When utilising outlier detection to determine the state of a machine, it is not clear whether an alarm is an anomaly or an example of an alarm class indicating an impending failure. A better understanding of this issue is provided by the proposed two types of explanation contexts: local and global. The determination of these contexts is possible due to the temporal nature of the analysed data.
The analysis of the experimental results has shown that the typical local explanations generated by the SHAP method do not provide sufficient information needed to understand the model’s decision concerning the current state of the machine. However, the presented results demonstrate that extending the explanations to include local context supports verification whether recently reported alarms had consistent characteristics. In addition, the global context supports identification of changes in the attribute importance distribution.
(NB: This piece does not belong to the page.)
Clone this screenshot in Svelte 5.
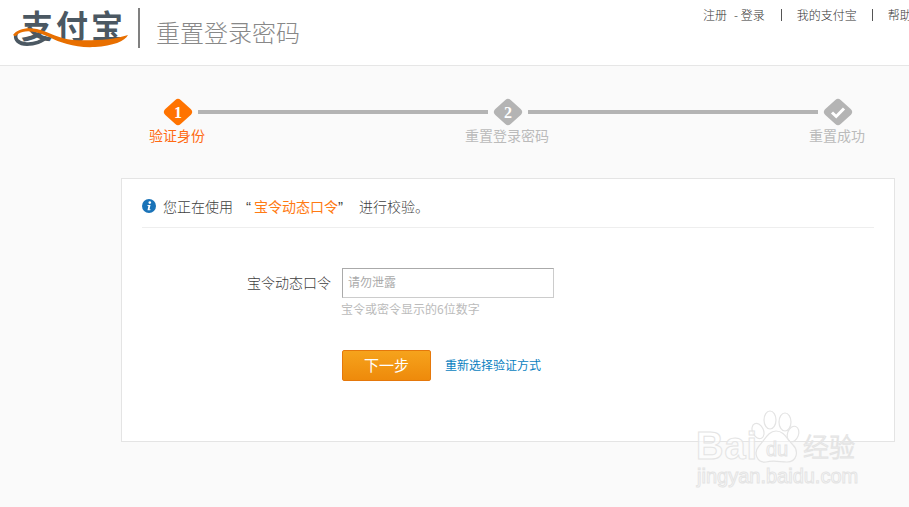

These changes may indicate a modification in class definition due to the deteriorating condition of the monitored machine. Thus, the proposed contexts can provide validation to the reported alarms.
Furthermore, the experimental results show that the use of a model based on data with numerous derived attributes significantly weakens the clarity of explanations and their contexts. The proposed solution to this problem is explanation by simplification, involving the use of explanations and their context generated for the decisions of a surrogate model created for the basic attributes.
Future works foreseen for this subject include validation of the proposed approach for other XAI methods, e.g., RuleXAI [
23], where explanations can be more detailed yet are potentially more difficult to use when determining context. Furthermore, it will be important to automate inference based on the proposed explanation context to simplify support for the machine operator.